Salí a la calle, y no sé si por ingenuidad, confié en que las cosas hubiesen mejorado, desgraciadamente no fue así. Volvieron a despertar miles de personas en los parques, sin mucho que comer o beber; volvieron a bañarse en los charcos de las calles; volvieron a sufrir por sus muertos; volvieron a recorrer la ciudad buscando a sus familias; volvieron a levantar los escombros para hallar a los suyos; volvieron a sentir la triste fetidez; volvieron los niños a preguntar a los padres el porqué de tanta angustia; volvieron a mirar al cielo en busca de respuestas que aún continúan sin llegar.
Cada día en Haití es un enigma. Cada imagen impacta. Hoy, en esta ciudad de Puerto Príncipe, hasta andar con un nasobuco es un privilegio, los que no lo tienen untan en sus narices pasta de dientes para no oler a los muertos. Y aunque ya son menos los cadáveres en las calles, aumenta el hedor que sale de los escombros, frente a los cuales se acumulan decenas de personas cuando los equipos de rescate hacen lo inenarrable para sacar un cuerpo.

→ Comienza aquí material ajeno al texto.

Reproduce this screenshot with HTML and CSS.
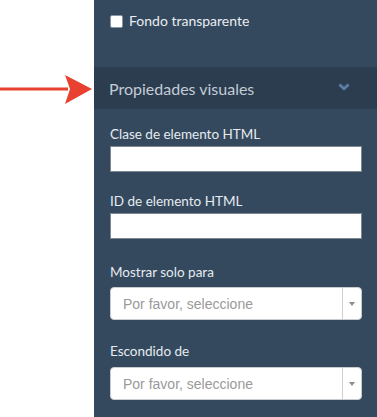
FILE: index.html
```html
<!DOCTYPE html>
<html lang="es">
<head>
<meta charset="utf-8">
<link rel="stylesheet" href="styles.css">
</head>
<body>
<div class="page">
  <div class="gutter">
    <svg class="pointer" width="94" height="32" viewBox="0 0 94 32" aria-hidden="true">
      <rect x="0" y="12.5" width="68" height="3" fill="#e8412f"/>
      <polygon points="65,0 92,14 65,29 70,14" fill="#e8412f"/>
    </svg>
  </div>
  <div class="panel">
    <div class="top">
      <label class="check"><span class="box"></span>Fondo transparente</label>
    </div>
    <div class="header">
      <span>Propiedades visuales</span>
      <svg class="chev" width="12" height="8" viewBox="0 0 12 8" aria-hidden="true">
        <path d="M1.5 1.5 L6 5.8 L10.5 1.5" fill="none" stroke="#5a7ea6" stroke-width="2.8"/>
      </svg>
    </div>
    <div class="fields">
      <div class="field f1">
        <div class="lbl">Clase de elemento HTML</div>
        <div class="input"></div>
      </div>
      <div class="field f2">
        <div class="lbl">ID de elemento HTML</div>
        <div class="input"></div>
      </div>
      <div class="field f3">
        <div class="lbl">Mostrar solo para</div>
        <div class="select"><span class="ph">Por favor, seleccione</span><span class="caret"><i></i></span></div>
      </div>
      <div class="field f4">
        <div class="lbl">Escondido de</div>
        <div class="select"><span class="ph">Por favor, seleccione</span><span class="caret"><i></i></span></div>
      </div>
    </div>
  </div>
</div>
</body>
</html>
```
FILE: styles.css
```css
html, body {
  margin: 0;
  padding: 0;
  background: #ffffff;
}
body {
  font-family: Lato, "Open Sans", sans-serif;
}
.page {
  display: flex;
  height: 417px;
  overflow: hidden;
}
.gutter {
  width: 94px;
  flex: none;
  padding-top: 75px;
}
.pointer {
  display: block;
}
.panel {
  flex: 1;
  background: #34495e;
  color: #e6ebf0;
}
.top {
  height: 67px;
  box-sizing: border-box;
  padding: 12px 0 0 16px;
}
.check {
  display: flex;
  align-items: center;
  gap: 6px;
  font-size: 14px;
  line-height: 18px;
  color: #e9edf1;
}
.box {
  width: 11px;
  height: 11px;
  background: #fff;
  border: 1px solid #8a96a3;
  border-radius: 2px;
}
.header {
  height: 42px;
  background: #2c3d50;
  display: flex;
  align-items: center;
  justify-content: space-between;
  padding: 0 27px 0 15px;
  font-size: 16px;
  color: #c3ccd5;
}
.chev {
  margin-top: -3px;
}
.fields {
  padding: 17px 15px 0 16px;
}
.lbl {
  font-size: 13.5px;
  line-height: 16px;
  margin-bottom: 4px;
  color: #e6ebf0;
}
.input {
  height: 24px;
  background: #fff;
  border: 1px solid #7d8893;
}
.f1 { margin-bottom: 21px; }
.f2 { margin-bottom: 25px; }
.f3 { margin-bottom: 23px; }
.f3 .lbl { margin-bottom: 7px; }
.f4 .lbl { margin-bottom: 8px; }
.select {
  height: 31px;
  background: #fff;
  border: 1px solid #c8cdd2;
  border-radius: 4px;
  display: flex;
  align-items: center;
}
.ph {
  flex: 1;
  padding-left: 12px;
  font-family: "Liberation Sans", Arial, sans-serif;
  font-size: 14px;
  color: #9a9a9a;
}
.caret {
  width: 18px;
  align-self: stretch;
  border-left: 1px solid #cfcfcf;
  display: flex;
  align-items: center;
  justify-content: center;
}
.caret i {
  width: 0;
  height: 0;
  border-left: 3.5px solid transparent;
  border-right: 3.5px solid transparent;
  border-top: 4px solid #8c8c8c;
}
```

Las gasolineras se han convertido en zonas de combate. Allí decenas de hombres se arremolinan para conseguir el combustible, imagen idéntica a la de los camiones que traen el agua y la comida.
Y es tanta la desazón de esta noble gente que hasta los periodistas reciben fuertes respuestas: No son preguntas lo que necesitamos, es ayuda. Entonces no queda otra opción que voltear la espalda y seguir recorriendo el infierno de este mundo.